Determination of the Time to Clean Industrial Boilers Based Upon Upset Feedwater Conditions

August 20, 2019

Author: E. S. Beardwood. International Water Conference 2019, Paper Number IWC 19-30. Engineers’ Society of Western Pennsylvania,

ABSTRACT: The hydrocarbon and chemical processing industries operate a large number of low and medium pressure industrial and waste heat recovery steam generators. They are typically in the 150 to 600 psig range, while some may be as high as 900 psig. For simplicity we will define medium pressure as 600 to 900 psig and low pressure less than 600 psig. As the feedwater impurity concentrations increase and cycled percent recovery of said impurities decrease in the boiler water, the potential for tube metal overheating, resulting in reduced efficiency and eventual metallurgical failure increases. Some failures can be catastrophic, while others result in very costly forced outages. The former is related to increasing the total operating cost (TOC) of the thermal process, while the later results in much higher lost opportunity costs. It is these two costs that make up the total cost of ownership (TCO) associated with the forced outage failure. Most low and medium pressure steam systems suffer from poor quality feedwaters that are associated with;

  • Chemical and physical corrosion within the condensate and feedwater system.
  • Condensate process inleakage
  • Poorly operated:
    • Thermal-mechanical deaeration equipment
    • Clarification and filtration equipment
    • Ion exchange equipment

An assessment method to predict a time for a scheduled outage that would be used for chemical cleaning of the generator based upon the actual operating feedwater quality is required to avoid forced outage repairs.
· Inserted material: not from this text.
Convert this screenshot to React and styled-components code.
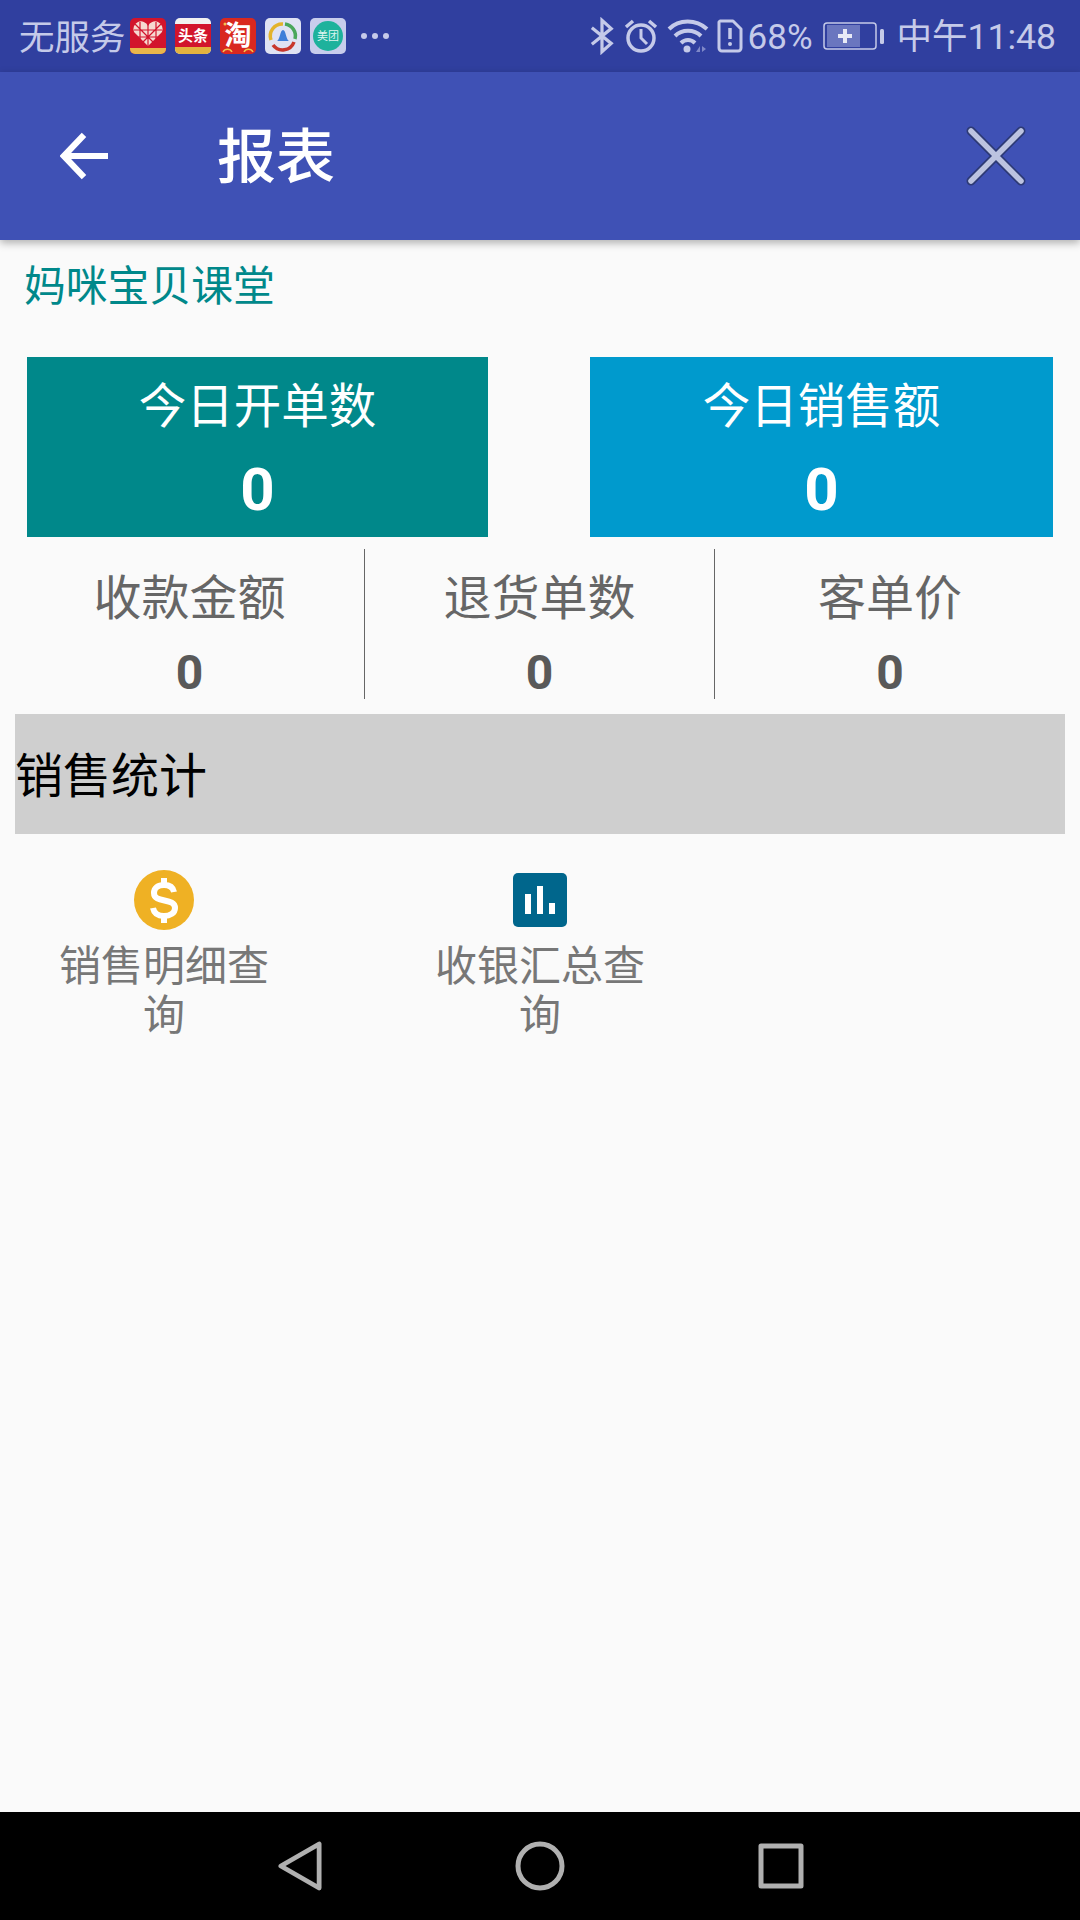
import React from 'react';
import styled, { createGlobalStyle } from 'styled-components';

const FONT = '"Roboto", "Noto Sans CJK SC", sans-serif';

const GlobalStyle = createGlobalStyle`
  html, body {
    margin: 0;
    padding: 0;
    background: #fafafa;
  }
  * {
    box-sizing: border-box;
  }
`;

const Page = styled.div`
  width: 1080px;
  height: 1920px;
  display: flex;
  flex-direction: column;
  overflow: hidden;
  background: #fafafa;
  font-family: ${FONT};
`;

const StatusBar = styled.div`
  height: 72px;
  flex: none;
  display: flex;
  align-items: center;
  justify-content: space-between;
  padding: 0 24px 0 19px;
  background: #303f9f;
  color: #c5cae9;
`;

const StatusGroup = styled.div`
  display: flex;
  align-items: center;
`;

const Carrier = styled.span`
  font-size: 35.5px;
  margin-right: 4px;
  padding-top: 3px;
  line-height: 72px;
  color: #c5cae9;
`;

const AppIcon = styled.div`
  width: 36px;
  height: 36px;
  margin-right: 9px;
  border-radius: 5px;
  overflow: hidden;
  flex: none;
  svg {
    display: block;
  }
`;

const Dots = styled.div`
  display: flex;
  gap: 5px;
  margin-left: 6px;
  span {
    width: 6px;
    height: 6px;
    border-radius: 50%;
    background: #c5cae9;
  }
`;

const StatusText = styled.span`
  font-size: ${(p) => p.$size || 34}px;
  margin-left: ${(p) => p.$left || 0}px;
  padding-top: 3px;
  line-height: 69px;
`;

const Header = styled.header`
  position: relative;
  z-index: 1;
  height: 168px;
  flex: none;
  display: flex;
  align-items: center;
  background: #3f51b5;
  box-shadow: 0 3px 8px rgba(0, 0, 0, 0.3);
`;

const BackButton = styled.div`
  width: 217px;
  padding-left: 60px;
  display: flex;
  align-items: center;
  svg {
    display: block;
  }
`;

const Title = styled.h1`
  flex: 1;
  margin: 0;
  padding-top: 3px;
  font-size: 59px;
  font-weight: 500;
  color: #fff;
  line-height: 1;
`;

const CloseButton = styled.div`
  margin-right: 54px;
  svg {
    display: block;
  }
`;

const ShopName = styled.div`
  height: 117px;
  padding: 23px 0 0 24px;
  font-size: 41.8px;
  line-height: 48px;
  color: #00888a;
`;

const Cards = styled.div`
  display: flex;
  justify-content: space-between;
  padding: 0 27px;
`;

const Card = styled.div`
  width: ${(p) => p.$width}px;
  height: 180px;
  display: flex;
  flex-direction: column;
  align-items: center;
  padding-top: 22px;
  background: ${(p) => p.$color};
  color: #fff;
`;

const CardLabel = styled.div`
  font-size: 47.5px;
  line-height: 56px;
`;

const CardValue = styled.div`
  margin-top: 20px;
  font-size: 60px;
  font-weight: 700;
  line-height: 70px;
`;

const Stats = styled.div`
  display: flex;
  margin-top: 12px;
  padding: 0 15px;
  height: 150px;
`;

const Stat = styled.div`
  width: ${(p) => p.$width}px;
  display: flex;
  flex-direction: column;
  align-items: center;
  padding-top: 22px;
  border-right: ${(p) => (p.$divider ? '1px solid #666' : 'none')};
  color: #666;
`;

const StatLabel = styled.div`
  font-size: 48px;
  line-height: 56px;
`;

const StatValue = styled.div`
  margin-top: 18px;
  font-size: 48px;
  font-weight: 700;
  line-height: 56px;
  color: #595959;
`;

const Section = styled.div`
  height: 120px;
  margin: 15px 15px 0;
  padding-bottom: 4px;
  display: flex;
  align-items: center;
  background: #cfcfcf;
  font-size: 48px;
  color: #000;
`;

const Shortcuts = styled.div`
  flex: 1;
  display: flex;
  gap: 76px;
  padding: 36px 0 0 14px;
`;

const Shortcut = styled.div`
  width: 300px;
  display: flex;
  flex-direction: column;
  align-items: center;
  color: #777;
`;

const ShortcutIcon = styled.div`
  height: 60px;
  display: flex;
  align-items: center;
  svg {
    display: block;
  }
`;

const ShortcutLabel = styled.div`
  width: 210px;
  margin-top: 12px;
  text-align: center;
  font-size: 42px;
  line-height: 49px;
`;

const NavBar = styled.nav`
  height: 108px;
  flex: none;
  display: flex;
  align-items: center;
  background: #000;
  padding-left: 278px;
  gap: 193px;
  svg {
    display: block;
  }
`;

const ShopIcon = () => (
  <svg width="36" height="36" viewBox="0 0 36 36">
    <rect width="36" height="36" fill="#d2142c" />
    <path d="M18 28 L4 14 a7 7 0 0 1 14 -6 a7 7 0 0 1 14 6 Z" fill="#f6d9d0" />
    <path d="M18 5 V28 M4 12 H32 M4 19 H32 M10 4 V24 M26 4 V24 M5 6 L25 26 M31 6 L11 26" stroke="#d2142c" strokeWidth="1.2" />
    <rect y="30" width="36" height="6" fill="#e9b64b" />
  </svg>
);

const NewsIcon = () => (
  <svg width="36" height="36" viewBox="0 0 36 36">
    <rect width="36" height="36" fill="#f1f1f1" />
    <rect y="6" width="36" height="23" fill="#d2142c" />
    <rect y="29" width="36" height="7" fill="#e3b23f" />
    <text x="18" y="23" textAnchor="middle" fontSize="15" fontWeight="700" fill="#fff" fontFamily={FONT}>头条</text>
  </svg>
);

const TaobaoIcon = () => (
  <svg width="36" height="36" viewBox="0 0 36 36">
    <rect width="36" height="36" fill="#d9281f" />
    <text x="18" y="27" textAnchor="middle" fontSize="27" fontWeight="700" fill="#fff" fontFamily={FONT}>淘</text>
    <circle cx="5" cy="6" r="1.5" fill="#f2c14e" />
    <path d="M3 34 a5 5 0 0 1 9 0 M24 34 a5 5 0 0 1 9 0" stroke="#f2c14e" strokeWidth="1.5" fill="none" />
  </svg>
);

const TencentIcon = () => (
  <svg width="36" height="36" viewBox="0 0 36 36">
    <rect width="36" height="36" fill="#dfe2f3" />
    <path d="M6 22 A12 12 0 0 1 18 6" stroke="#e3b32b" strokeWidth="3.5" fill="none" />
    <path d="M20 6 A12 12 0 0 1 30 21" stroke="#4aa75b" strokeWidth="3.5" fill="none" />
    <path d="M29 24 A12 12 0 0 1 8 27" stroke="#c8372c" strokeWidth="3.5" fill="none" />
    <path d="M12 23 C15 22 15 12 18 12 C21 12 21 22 24 23 Z" fill="#3f7fd8" />
  </svg>
);

const MeituanIcon = () => (
  <svg width="36" height="36" viewBox="0 0 36 36">
    <rect width="36" height="36" fill="#c8cdec" />
    <circle cx="18" cy="18" r="15" fill="#1eb29c" />
    <text x="18" y="22" textAnchor="middle" fontSize="11" fill="#dff5f0" fontFamily={FONT}>美团</text>
  </svg>
);

const BluetoothIcon = () => (
  <svg width="24" height="38" viewBox="0 0 26 38" fill="none" stroke="#c5cae9" strokeWidth="3.5">
    <path d="M2 10 L23 27 L13 36 V2 L23 11 L2 28" />
  </svg>
);

const AlarmIcon = () => (
  <svg width="34" height="36" viewBox="0 0 34 36" fill="none" stroke="#c5cae9" strokeWidth="3.5" style={{ marginLeft: 10 }}>
    <circle cx="17" cy="20" r="13" />
    <path d="M17 11 V20 L23 26" strokeWidth="3" />
    <path d="M2 9 L9 3 M32 9 L25 3" />
  </svg>
);

const WifiIcon = () => (
  <svg width="42" height="36" viewBox="0 0 42 36" fill="none" stroke="#c5cae9" strokeWidth="4" style={{ marginLeft: 9 }}>
    <path d="M2 11 C12 1 29 1 40 11" />
    <path d="M8 18 C15 11 27 11 34 18" />
    <path d="M14 25 C18 21 24 21 28 25" />
    <circle cx="20" cy="31" r="3.5" fill="#c5cae9" stroke="none" />
    <path d="M29 34 L33 28 V34 Z M35 28 V34 L39 31 Z" fill="#7f88c8" stroke="none" />
  </svg>
);

const SimAlertIcon = () => (
  <svg width="26" height="34" viewBox="0 0 26 34" fill="none" stroke="#c5cae9" strokeWidth="3" style={{ marginLeft: 8 }}>
    <path d="M3 2 H16 L24 10 V29 a3 3 0 0 1 -3 3 H5 a3 3 0 0 1 -3 -3 V3 Z" strokeLinejoin="round" />
    <path d="M13 9 V20" strokeWidth="3.5" />
    <circle cx="13" cy="25" r="2" fill="#c5cae9" stroke="none" />
  </svg>
);

const BatteryIcon = () => (
  <svg width="62" height="30" viewBox="0 0 62 30" style={{ marginLeft: 10 }}>
    <rect x="1" y="2" width="52" height="26" rx="3" fill="none" stroke="#c5cae9" strokeWidth="1.5" />
    <rect x="4" y="4" width="33" height="22" fill="#6a76bf" />
    <path d="M20 8 h4 v5 h5 v4 h-5 v5 h-4 v-5 h-5 v-4 h5 Z" fill="#e8eaf6" />
    <rect x="57" y="8" width="4" height="15" rx="1.5" fill="#c5cae9" />
  </svg>
);

const CoinIcon = () => (
  <svg width="60" height="60" viewBox="0 0 60 60">
    <circle cx="30" cy="30" r="30" fill="#efb124" />
    <path
      d="M40 22 C39 17 35 15 30 15 C24 15 20 18 20 23 C20 34 41 27 41 38 C41 43 36 46 30 46 C24 46 20 43 19 38"
      fill="none"
      stroke="#fff"
      strokeWidth="6"
    />
    <path d="M30 8 V15 M30 46 V53" stroke="#fff" strokeWidth="6" />
  </svg>
);

const ChartIcon = () => (
  <svg width="54" height="54" viewBox="0 0 54 54">
    <rect width="54" height="54" rx="5" fill="#00668c" />
    <rect x="12" y="21" width="6" height="20" fill="#fff" />
    <rect x="24" y="13" width="6" height="28" fill="#fff" />
    <rect x="36" y="30" width="6" height="11" fill="#fff" />
  </svg>
);

const cards = [
  { label: '今日开单数', value: 0, color: '#00888a', width: 461 },
  { label: '今日销售额', value: 0, color: '#009acd', width: 463 },
];

const stats = [
  { label: '收款金额', value: 0, width: 350, divider: true },
  { label: '退货单数', value: 0, width: 350, divider: true },
  { label: '客单价', value: 0, width: 350 },
];

const App = () => {
  return (
    <Page>
      <GlobalStyle />
      <StatusBar>
        <StatusGroup>
          <Carrier>无服务</Carrier>
          <AppIcon><ShopIcon /></AppIcon>
          <AppIcon><NewsIcon /></AppIcon>
          <AppIcon><TaobaoIcon /></AppIcon>
          <AppIcon><TencentIcon /></AppIcon>
          <AppIcon><MeituanIcon /></AppIcon>
          <Dots><span /><span /><span /></Dots>
        </StatusGroup>
        <StatusGroup>
          <BluetoothIcon />
          <AlarmIcon />
          <WifiIcon />
          <SimAlertIcon />
          <StatusText $size={35} $left={5}>68%</StatusText>
          <BatteryIcon />
          <StatusText $size={35.5} $left={12}>中午11:48</StatusText>
        </StatusGroup>
      </StatusBar>

      <Header>
        <BackButton>
          <svg width="48" height="48" viewBox="0 0 50 50" fill="none" stroke="#fff" strokeWidth="6.5">
            <path d="M50 25 H5" />
            <path d="M25 3 L4 25 L25 47" />
          </svg>
        </BackButton>
        <Title>报表</Title>
        <CloseButton>
          <svg width="60" height="60" viewBox="0 0 60 60" fill="none" strokeLinecap="round">
            <path d="M5 5 L55 55 M55 5 L5 55" stroke="#2d3a75" strokeWidth="9" />
            <path d="M5 5 L55 55 M55 5 L5 55" stroke="#bcc3e0" strokeWidth="5.5" />
          </svg>
        </CloseButton>
      </Header>

      <ShopName>妈咪宝贝课堂</ShopName>

      <Cards>
        {cards.map((item) => (
          <Card key={item.label} $color={item.color} $width={item.width}>
            <CardLabel>{item.label}</CardLabel>
            <CardValue>{item.value}</CardValue>
          </Card>
        ))}
      </Cards>

      <Stats>
        {stats.map((item) => (
          <Stat key={item.label} $width={item.width} $divider={item.divider}>
            <StatLabel>{item.label}</StatLabel>
            <StatValue>{item.value}</StatValue>
          </Stat>
        ))}
      </Stats>

      <Section>销售统计</Section>

      <Shortcuts>
        <Shortcut>
          <ShortcutIcon><CoinIcon /></ShortcutIcon>
          <ShortcutLabel>销售明细查询</ShortcutLabel>
        </Shortcut>
        <Shortcut>
          <ShortcutIcon><ChartIcon /></ShortcutIcon>
          <ShortcutLabel>收银汇总查询</ShortcutLabel>
        </Shortcut>
      </Shortcuts>

      <NavBar>
        <svg width="44" height="52" viewBox="0 0 46 52" fill="none" stroke="#b0b0b0" strokeWidth="5" strokeLinejoin="round">
          <path d="M3 26 L43 3 V49 Z" />
        </svg>
        <svg width="50" height="50" viewBox="0 0 50 50" fill="none" stroke="#b0b0b0" strokeWidth="5">
          <circle cx="25" cy="25" r="22" />
        </svg>
        <svg width="46" height="46" viewBox="0 0 46 46" fill="none" stroke="#b0b0b0" strokeWidth="5" strokeLinejoin="round">
          <rect x="3" y="3" width="40" height="40" />
        </svg>
      </NavBar>
    </Page>
  );
};

export default App;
Should feedwater impurity concentrations be inconsistent and variable, due to the nature of the upsets, then the assessment becomes somewhat difficult. Therefore, a risk-based assessment that is applied to the poor feedwater quality that can be experienced over the operating period of a steam generator would be useful. This paper will provide and discuss an assessment method to predict when to schedule a chemical cleaning of steam generators to avoid tube failures and forced outages.